In een aantal maanden tijd ontwikkelde het onderwerp wonen zich tot hét thema van de gemeenteraadsverkiezingen. De oplossing voor dit probleem is volgens veel partijen alleen maar bouwen en verkameren: het opsplitsen van woningen in studentenkamers. Natuurlijk moet er ook worden gebouwd en verkamerd, dit moet alleen niet de enige focus zijn. Als je bouwt voor beleggers en huisjesmelkers, krijg je namelijk onbetaalbare woningen en studenten die een hoge studieschuld aangaan om enorme huren betalen voor kleine en slecht onderhouden kamers.
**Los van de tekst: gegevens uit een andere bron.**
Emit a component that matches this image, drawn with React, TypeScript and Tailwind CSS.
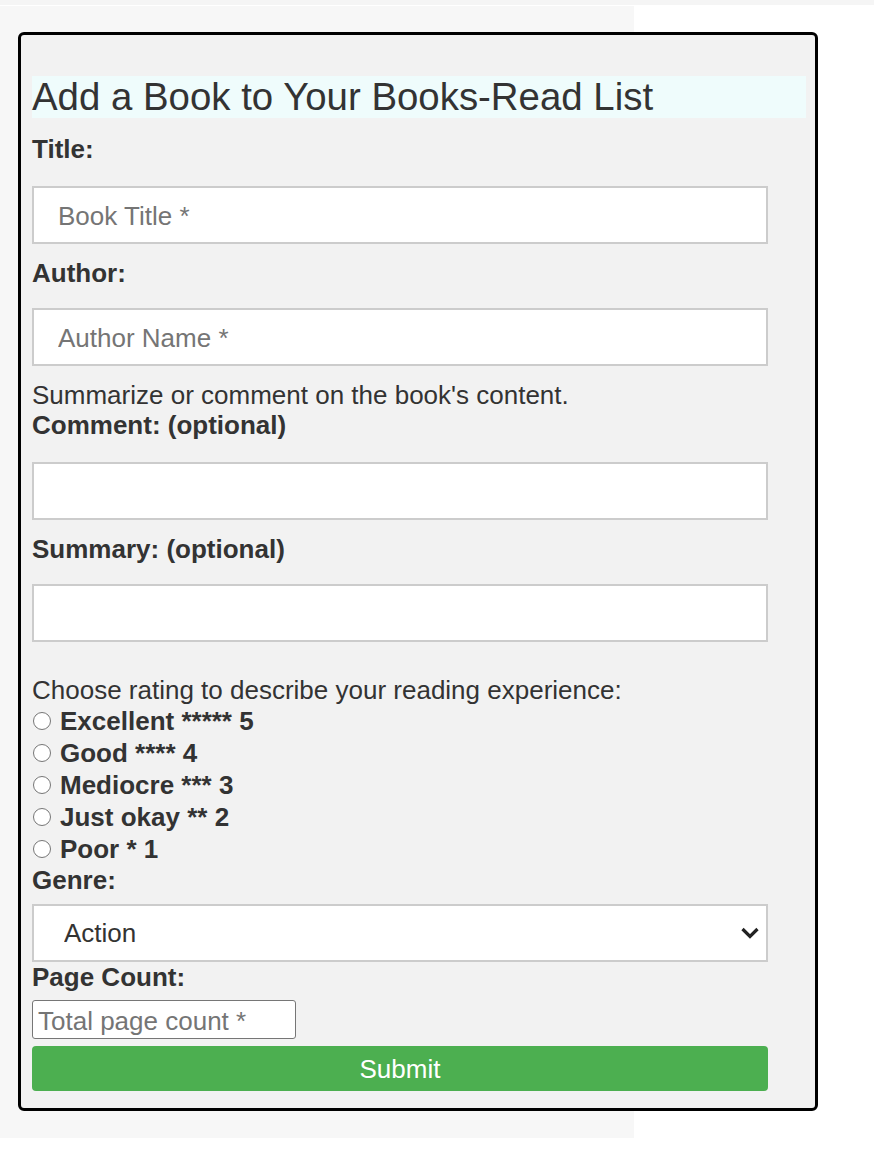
const ratings = [
  { label: 'Excellent ***** 5', value: '5' },
  { label: 'Good **** 4', value: '4' },
  { label: 'Mediocre *** 3', value: '3' },
  { label: 'Just okay ** 2', value: '2' },
  { label: 'Poor * 1', value: '1' },
];

const inputClass =
  'block w-[736px] h-[58px] border-2 border-[#ccc] bg-white pl-[24px] pt-[3px] text-[26px] outline-none placeholder:text-[#757575]';

export default function App() {
  return (
    <div className="min-h-screen bg-white font-['Liberation_Sans',Arial,sans-serif] text-[#333]">
      <div className="h-[5px] bg-[#f5f5f5]" />
      <div className="mt-[1px] w-[634px] bg-[#f7f7f7] pl-[18px] pt-[26px] pb-[27px]">
        <form
          className="w-[800px] rounded-[6px] border-[3px] border-black bg-[#f2f2f2] pl-[11px] pr-[9px] pt-[41px] pb-[17px] text-[26px] leading-[30px]"
          onSubmit={(e) => e.preventDefault()}
        >
          <h2 className="h-[42px] bg-[#effcfc] text-[38.4px] leading-[42px] font-normal">
            Add a Book to Your Books-Read List
          </h2>

          <label className="mt-[16px] block font-bold">Title:</label>
          <input type="text" placeholder="Book Title *" className={`${inputClass} mt-[22px]`} />

          <label className="mt-[14px] block font-bold">Author:</label>
          <input type="text" placeholder="Author Name *" className={`${inputClass} mt-[20px]`} />

          <p className="mt-[14px]">Summarize or comment on the book's content.</p>
          <label className="block font-bold">Comment: (optional)</label>
          <input type="text" className={`${inputClass} mt-[22px]`} />

          <label className="mt-[14px] block font-bold">Summary: (optional)</label>
          <input type="text" className={`${inputClass} mt-[20px]`} />

          <p className="mt-[33px]">Choose rating to describe your reading experience:</p>
          <div>
            {ratings.map((r) => (
              <label key={r.value} className="flex h-[32px] items-center gap-[9px] font-bold">
                <input
                  type="radio"
                  name="rating"
                  value={r.value}
                  className="ml-[1px] h-[18px] w-[18px] shrink-0 appearance-none rounded-full border border-[#767676] bg-white"
                />
                {r.label}
              </label>
            ))}
          </div>

          <label className="block font-bold">Genre:</label>
          <div className="relative mt-[9px] w-[736px]">
            <select className="block h-[58px] w-full appearance-none border-2 border-[#ccc] bg-white pl-[30px] text-[26px] outline-none">
              <option>Action</option>
              <option>Biography</option>
              <option>Fantasy</option>
              <option>Mystery</option>
              <option>Romance</option>
              <option>Science Fiction</option>
            </select>
            <svg
              className="pointer-events-none absolute right-[8px] top-[23px]"
              width="20"
              height="12"
              viewBox="0 0 20 12"
              fill="none"
            >
              <polyline points="2.5,2 10,9.5 17.5,2" stroke="#222" strokeWidth="3.2" />
            </svg>
          </div>

          <label className="block font-bold">Page Count:</label>
          <input
            type="number"
            placeholder="Total page count *"
            className="mt-[8px] block h-[39px] w-[264px] rounded-[3px] border border-[#767676] bg-white pl-[5px] pt-[3px] text-[26px] outline-none placeholder:text-[#757575]"
          />

          <button
            type="submit"
            className="mt-[7px] block h-[45px] w-[736px] rounded-[4px] bg-[#4caf50] text-[26px] text-white"
          >
            Submit
          </button>
        </form>
      </div>
    </div>
  );
}
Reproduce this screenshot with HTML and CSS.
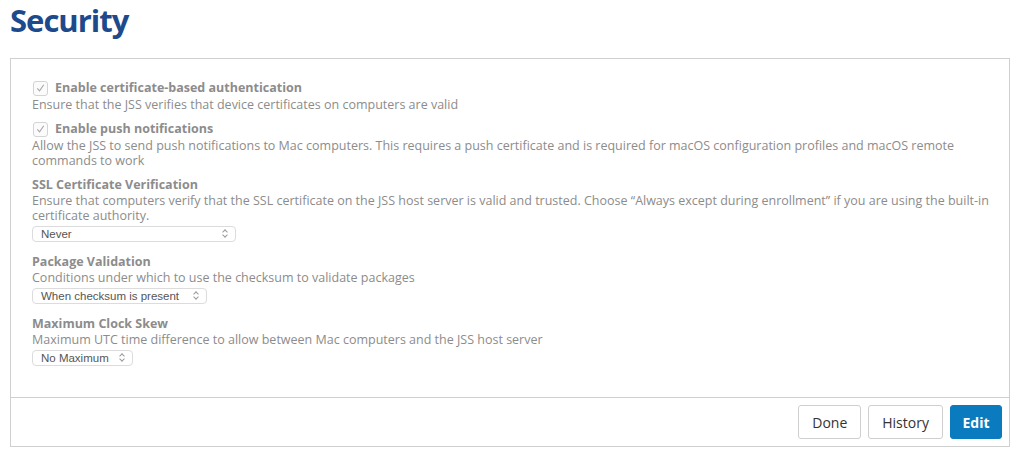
FILE: index.html
```html
<!DOCTYPE html>
<html lang="en">
<head>
    <meta charset="UTF-8">
    <title>Security</title>
    <link rel="stylesheet" href="styles.css">
</head>
<body>
    <h1 class="page-title">Security</h1>
    <div class="panel">
        <div class="panel-body">
            <div class="field check-field">
                <label class="check-label">
                    <span class="checkbox"><svg viewBox="0 0 14 14" width="14" height="14"><path d="M3.5 7.5 L6 10 L10.5 3.5" fill="none" stroke="#a8a8a8" stroke-width="1.2"/></svg></span>
                    Enable certificate-based authentication
                </label>
                <p class="help">Ensure that the JSS verifies that device certificates on computers are valid</p>
            </div>
            <div class="field check-field">
                <label class="check-label">
                    <span class="checkbox"><svg viewBox="0 0 14 14" width="14" height="14"><path d="M3.5 7.5 L6 10 L10.5 3.5" fill="none" stroke="#a8a8a8" stroke-width="1.2"/></svg></span>
                    Enable push notifications
                </label>
                <p class="help">Allow the JSS to send push notifications to Mac computers. This requires a push certificate and is required for macOS configuration profiles and macOS remote commands to work</p>
            </div>
            <div class="field">
                <div class="field-label">SSL Certificate Verification</div>
                <p class="help">Ensure that computers verify that the SSL certificate on the JSS host server is valid and trusted. Choose “Always except during enrollment” if you are using the built-in certificate authority.</p>
                <div class="select select-wide">Never<span class="arrows"></span></div>
            </div>
            <div class="field">
                <div class="field-label">Package Validation</div>
                <p class="help">Conditions under which to use the checksum to validate packages</p>
                <div class="select select-mid">When checksum is present<span class="arrows"></span></div>
            </div>
            <div class="field">
                <div class="field-label">Maximum Clock Skew</div>
                <p class="help">Maximum UTC time difference to allow between Mac computers and the JSS host server</p>
                <div class="select select-small">No Maximum<span class="arrows"></span></div>
            </div>
        </div>
        <div class="panel-footer">
            <button class="btn">Done</button>
            <button class="btn">History</button>
            <button class="btn btn-primary">Edit</button>
        </div>
    </div>
</body>
</html>
```

FILE: styles.css
```css
:root {
    --title-color: #1d4a8c;
    --text-muted: #8c8c8c;
    --border-color: #cfcfcf;
    --accent-color: #0b7bbf;
}

html, body {
    margin: 0;
    padding: 0;
    background-color: #ffffff;
}

body {
    font-family: "Open Sans", "Noto Sans", sans-serif;
    width: 1012px;
    height: 452px;
    overflow: hidden;
}

.page-title {
    margin: 0;
    padding: 0 10px;
    height: 58px;
    line-height: 40px;
    font-size: 31px;
    font-weight: 700;
    color: var(--title-color);
    letter-spacing: -1px;
}

.panel {
    margin: 0 2px 0 10px;
    border: 1px solid var(--border-color);
    height: 389px;
    display: flex;
    flex-direction: column;
    box-sizing: border-box;
}

.panel-body {
    flex: 1;
    padding: 21px 10px 0 21px;
}

.field {
    margin-bottom: 12px;
}

.check-field {
    margin-bottom: 9px;
}

.check-label,
.field-label {
    display: flex;
    align-items: center;
    gap: 7px;
    font-size: 12.5px;
    font-weight: 700;
    line-height: 16px;
    color: var(--text-muted);
}

.checkbox {
    display: inline-flex;
    width: 15px;
    height: 15px;
    margin-left: 1px;
    border: 1px solid #d4d4d4;
    border-radius: 3px;
    box-sizing: border-box;
    background-color: #fbfbfb;
    align-items: center;
    justify-content: center;
}

.checkbox svg {
    display: block;
}

.help {
    margin: 0;
    font-size: 12.5px;
    line-height: 15px;
    color: var(--text-muted);
}

.check-label + .help {
    margin-top: 1px;
}

.select {
    position: relative;
    margin-top: 3px;
    height: 16px;
    line-height: 15px;
    padding-left: 8px;
    border: 1px solid #dcdcdc;
    border-radius: 4px;
    box-sizing: border-box;
    font-family: "Liberation Sans", Arial, sans-serif;
    font-size: 11.5px;
    color: #555555;
    background-color: #ffffff;
}

.select-wide { width: 204px; }
.select-mid { width: 175px; }
.select-small { width: 101px; }

.arrows {
    position: absolute;
    right: 6px;
    top: 2px;
    width: 6px;
    height: 9px;
}

.arrows::before,
.arrows::after {
    content: "";
    position: absolute;
    left: 0;
    width: 3px;
    height: 3px;
    border-left: 1px solid #999;
    border-top: 1px solid #999;
}

.arrows::before {
    top: 1px;
    transform: rotate(45deg);
}

.arrows::after {
    bottom: 1px;
    transform: rotate(225deg);
}

.panel-footer {
    border-top: 1px solid var(--border-color);
    height: 49px;
    display: flex;
    justify-content: flex-end;
    align-items: center;
    gap: 7px;
    padding-right: 7px;
    box-sizing: border-box;
}

.btn {
    font-family: "Open Sans", "Noto Sans", sans-serif;
    font-size: 14px;
    height: 34px;
    padding: 0 13px;
    border: 1px solid #cfcfcf;
    border-radius: 3px;
    background-color: #ffffff;
    color: #333333;
    cursor: pointer;
}

.btn-primary {
    padding: 0 11.5px;
    background-color: var(--accent-color);
    border-color: var(--accent-color);
    color: #ffffff;
    font-weight: 700;
}
```
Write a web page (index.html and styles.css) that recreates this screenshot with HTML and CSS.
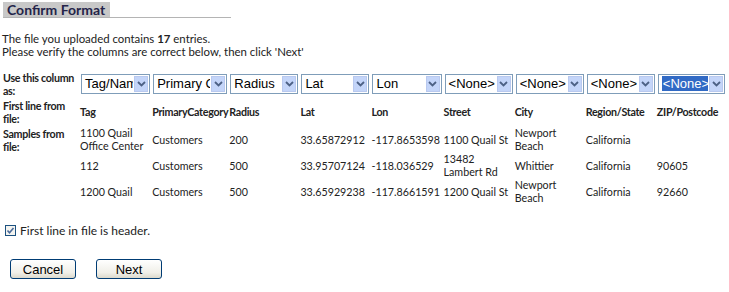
FILE: index.html
```html
<!DOCTYPE html>
<html lang="en">
<head>
    <meta charset="UTF-8">
    <title>Confirm Format</title>
    <link rel="stylesheet" href="styles.css">
</head>
<body>

    <div class="page">
        <div class="tab-bar">
            <h1 class="tab">Confirm Format</h1>
        </div>

        <p class="intro">
            The file you uploaded contains <b>17</b> entries.<br>
            Please verify the columns are correct below, then click 'Next'
        </p>

        <table class="columns">
            <colgroup>
                <col class="c-label">
                <col style="width:72px"><col style="width:77px"><col style="width:71px">
                <col style="width:71px"><col style="width:72px"><col style="width:71px">
                <col style="width:71px"><col style="width:71px"><col style="width:70px">
            </colgroup>
            <tr class="choose">
                <th>Use this column as:</th>
                <td><div class="select"><span class="value">Tag/Name</span><span class="arrow"><svg viewBox="0 0 9 6" width="9" height="6"><path d="M1 1l3.5 3.5L8 1" fill="none" stroke="#4d6185" stroke-width="1.8"/></svg></span></div></td>
                <td><div class="select"><span class="value">Primary Category</span><span class="arrow"><svg viewBox="0 0 9 6" width="9" height="6"><path d="M1 1l3.5 3.5L8 1" fill="none" stroke="#4d6185" stroke-width="1.8"/></svg></span></div></td>
                <td><div class="select"><span class="value">Radius</span><span class="arrow"><svg viewBox="0 0 9 6" width="9" height="6"><path d="M1 1l3.5 3.5L8 1" fill="none" stroke="#4d6185" stroke-width="1.8"/></svg></span></div></td>
                <td><div class="select"><span class="value">Lat</span><span class="arrow"><svg viewBox="0 0 9 6" width="9" height="6"><path d="M1 1l3.5 3.5L8 1" fill="none" stroke="#4d6185" stroke-width="1.8"/></svg></span></div></td>
                <td><div class="select"><span class="value">Lon</span><span class="arrow"><svg viewBox="0 0 9 6" width="9" height="6"><path d="M1 1l3.5 3.5L8 1" fill="none" stroke="#4d6185" stroke-width="1.8"/></svg></span></div></td>
                <td><div class="select"><span class="value">&lt;None&gt;</span><span class="arrow"><svg viewBox="0 0 9 6" width="9" height="6"><path d="M1 1l3.5 3.5L8 1" fill="none" stroke="#4d6185" stroke-width="1.8"/></svg></span></div></td>
                <td><div class="select"><span class="value">&lt;None&gt;</span><span class="arrow"><svg viewBox="0 0 9 6" width="9" height="6"><path d="M1 1l3.5 3.5L8 1" fill="none" stroke="#4d6185" stroke-width="1.8"/></svg></span></div></td>
                <td><div class="select"><span class="value">&lt;None&gt;</span><span class="arrow"><svg viewBox="0 0 9 6" width="9" height="6"><path d="M1 1l3.5 3.5L8 1" fill="none" stroke="#4d6185" stroke-width="1.8"/></svg></span></div></td>
                <td><div class="select focused"><span class="value"><span class="hl">&lt;None&gt;</span></span><span class="arrow"><svg viewBox="0 0 9 6" width="9" height="6"><path d="M1 1l3.5 3.5L8 1" fill="none" stroke="#4d6185" stroke-width="1.8"/></svg></span></div></td>
            </tr>
            <tr class="head">
                <th>First line from file:</th>
                <td>Tag</td>
                <td>PrimaryCategory</td>
                <td>Radius</td>
                <td>Lat</td>
                <td>Lon</td>
                <td>Street</td>
                <td>City</td>
                <td>Region/State</td>
                <td>ZIP/Postcode</td>
            </tr>
            <tr>
                <th rowspan="3" class="top">Samples from file:</th>
                <td>1100 Quail Office Center</td>
                <td>Customers</td>
                <td>200</td>
                <td>33.65872912</td>
                <td>-117.8653598</td>
                <td>1100 Quail St</td>
                <td>Newport Beach</td>
                <td>California</td>
                <td></td>
            </tr>
            <tr>
                <td>112</td>
                <td>Customers</td>
                <td>500</td>
                <td>33.95707124</td>
                <td>-118.036529</td>
                <td>13482 Lambert Rd</td>
                <td>Whittier</td>
                <td>California</td>
                <td>90605</td>
            </tr>
            <tr>
                <td>1200 Quail</td>
                <td>Customers</td>
                <td>500</td>
                <td>33.65929238</td>
                <td>-117.8661591</td>
                <td>1200 Quail St</td>
                <td>Newport Beach</td>
                <td>California</td>
                <td>92660</td>
            </tr>
        </table>

        <label class="header-check">
            <span class="box"><svg viewBox="0 0 9 9" width="9" height="9"><path d="M1.5 4.5l2 2.2L7.5 2" fill="none" stroke="#4a6a9a" stroke-width="1.6"/></svg></span>
            First line in file is header.
        </label>

        <div class="actions">
            <button>Cancel</button>
            <button>Next</button>
        </div>
    </div>

</body>
</html>
```

FILE: styles.css
```css
body {
    margin: 0;
    font-family: Lato, "Open Sans", sans-serif;
    font-size: 11.4px;
    line-height: 13px;
    color: #222;
    background-color: #fff;
}
.page {
    padding: 2px 0 0 2px;
}
.tab-bar {
    width: 228px;
    margin-left: 1px;
    border-bottom: 1px solid #b4b4b4;
}
.tab {
    display: inline-block;
    margin: 0;
    width: 103px;
    padding: 0 0 0 4px;
    height: 15px;
    line-height: 15px;
    background-color: #c8c8c8;
    color: #24244a;
    font-size: 14px;
    font-weight: bold;
}
.intro {
    margin: 14px 0 0 0;
}
.columns {
    margin-top: 13px;
    table-layout: fixed;
    border-collapse: collapse;
    width: 725px;
    font-size: 10.7px;
}
.c-label {
    width: 78px;
}
.columns th {
    text-align: left;
    font-weight: bold;
    letter-spacing: -0.3px;
    padding: 0 0 0 1px;
}
.columns td {
    padding: 0;
    height: 26px;
    vertical-align: middle;
}
.columns th.top {
    vertical-align: top;
    padding-top: 1px;
}
.head td {
    font-weight: bold;
    letter-spacing: -0.3px;
    height: 29px;
}
.select {
    display: flex;
    align-items: stretch;
    width: calc(100% - 5px);
    height: 18px;
    margin-left: 1px;
    border: 1px solid #7f9db9;
    background-color: #fff;
    font-family: "Liberation Sans", Arial, sans-serif;
    font-size: 13px;
    color: #000;
}
.select .value {
    flex: 1;
    overflow: hidden;
    white-space: nowrap;
    padding-left: 3px;
    line-height: 18px;
}
.select .arrow {
    flex: none;
    width: 14px;
    margin: 1px;
    display: flex;
    align-items: center;
    justify-content: center;
    background-color: #c4d5f9;
    border: 1px solid #b9c9ef;
    box-sizing: border-box;
}
.select .hl {
    background-color: #316ac5;
    color: #fff;
    padding: 0 1px;
}
.header-check {
    display: flex;
    align-items: center;
    gap: 4px;
    margin: 20px 0 0 3px;
    font-size: 12px;
}
.box {
    width: 11px;
    height: 11px;
    box-sizing: border-box;
    border: 1px solid #1c5180;
    background-color: #f4f4f0;
    display: flex;
    align-items: center;
    justify-content: center;
}
.actions {
    display: flex;
    gap: 20px;
    margin: 22px 0 0 8px;
}
button {
    width: 66px;
    height: 20px;
    padding: 0;
    border: 1px solid #003c74;
    border-radius: 3px;
    background: linear-gradient(#ffffff, #f0efe8 70%, #dcd9cc);
    font-family: "Liberation Sans", Arial, sans-serif;
    font-size: 13px;
    color: #000;
}
```
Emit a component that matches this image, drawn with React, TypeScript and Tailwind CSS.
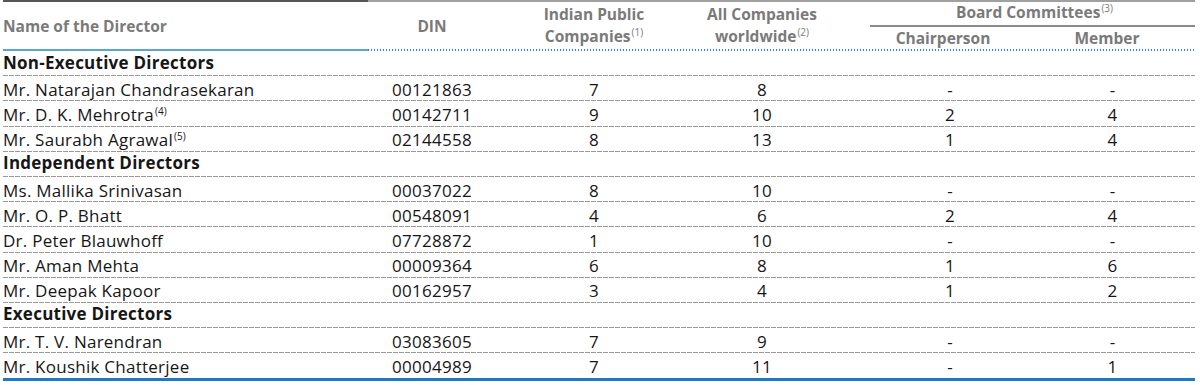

Daarnaast duurt het zeven tot tien jaar om te bouwen, terwijl er wel flink wat leegstand is. Politici die de wooncrisis echt willen aanpakken, moeten daarom de markt aanpakken.
Meer verkameren is niet de oplossing
Het is een illusie om te doen alsof de verkameringsregels versoepelen de oplossing is voor studenten. De regels voor verkamering zijn er juist om studenten te beschermen die afhankelijk zijn van de schaarse woonruimte. Als je deze regels versoepelt, worden meer studenten slachtoffer van huisjesmelkers: zij zullen eerder hoge prijzen moeten gaan betalen voor een paar slecht onderhouden vierkante meters. Daarnaast maak je het op termijn nog lastiger voor studenten om goede en betaalbare kamers te vinden. Er zullen nog sneller starterswoningen worden opgekocht en worden verkamerd, waardoor nog meer starters vast blijven zitten in studentenkamers. Doordat deze mensen niet kunnen doorstromen, zal er een kamertekort blijven en zal dit tekort alleen maar toenemen.
Leegstand en wachtlijsten
Onlangs zei Jesse Klaver al dat er in Nederland ongeveer zeventigduizend woningen leeg staan. Het Centraal Bureau voor de Statistiek had het eerder zelfs over bijna tweehonderdduizend woningen. Ook in Nijmegen is er leegstand. Volgens de laatste cijfers van het Kadaster gaat het om vijfentwintighonderd woningen. Dit is een aanzienlijk deel van de woningvoorraad. Het betekent dat drie op de honderd woningen in Nijmegen leeg staan, terwijl wachtlijsten voor studentenkamers en sociale huur verder oplopen. Beleggers kopen namelijk vrijgekomen woningen op en laten die leeg staan tot de waarde is gestegen, of ze verhuren deze woningen door tegen enorm hoge bedragen: een woning als investering in plaats van een basisbehoefte. Zo spreken we nu over de woningmarkt, terwijl een dak boven je hoofd een basisrecht is, geen marktproduct.